GOP chairman comes out swinging

Shallenburger accuses Sebelius' running mate of benefiting from legislation

Christian Morgan, left, confers with Jim Barnett, Republican candidate for Kansas governor, as they respond to questions posed by ljworld.com readers. Morgan, campaign manager for Barnett, typed Barnett's dictated responses during a chat Monday at the News Center, 645 N.H. To read a transcript of the chat, go to ljworld.com.

? Unhappy with media coverage of the governor’s race, Kansas Republican Party Chairman Tim Shallenburger on Monday accused Democratic Gov. Kathleen Sebelius’ running mate, Mark Parkinson, of benefiting from legislation.

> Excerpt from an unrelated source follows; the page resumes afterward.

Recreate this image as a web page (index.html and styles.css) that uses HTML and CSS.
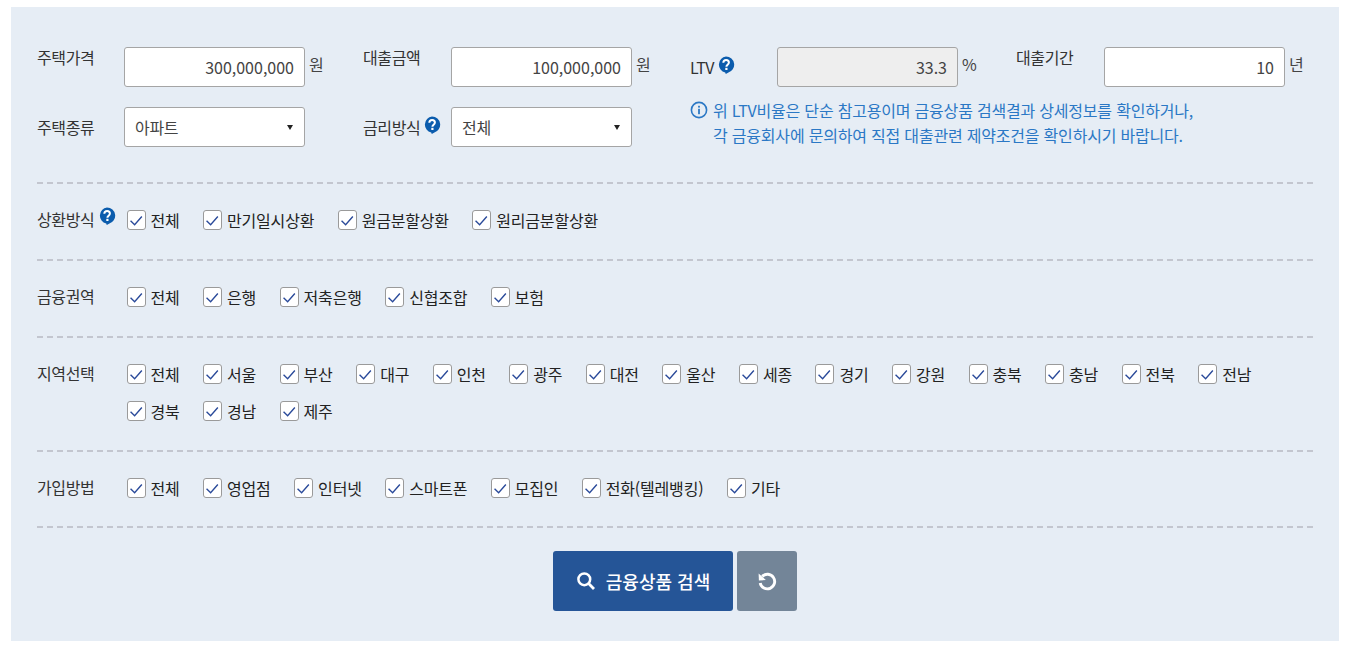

Parkinson, a former legislator, denied the charge and called Shallenburger’s broadside “just the nature of politics.”

Joe Aistrup, head of the political science department at Kansas State University, said Shallenburger’s remarks showed that he was getting frustrated by poll numbers that show Sebelius ahead of Republican nominee Jim Barnett.

“He’s got to be feeling right now that he’s grasping at straws,” Aistrup said. A new Rasmussen Reports poll shows Sebelius leading Barnett 48 percent to 39 percent.

Shallenburger said he was frustrated by the media not digging into Parkinson, a former state Republican Party chairman who recently switched to the Democratic Party to run as Sebelius’ lieutenant governor.

Shallenburger said Parkinson had shepherded legislation in 1993 that helped promote the development of assisted living centers. Later, a company formed by Parkinson to build nursing and assisted living facilities, sold for $29 million.

“I think that is why he introduced legislation: to make himself $29 million,” Shallenburger said.

He also said Parkinson’s law office made $800,000 in legal fees during Sebelius’ administration.

Parkinson said Monday that in 1993 he voted for a bill that helped develop assisted living facilities. He said he wasn’t the sponsor of the bill, nor did he help move its passage through the Legislature.

Three years later, after he left the Legislature, Parkinson said he got into the nursing home and assisted living business.

As far as legal fees from the Sebelius administration, Parkinson said he never benefited because he left his law firm in 1999, three years before Sebelius was elected governor in 2002.

“I had no partnership interest and received no money from the state during the time the governor has been in office,” he said.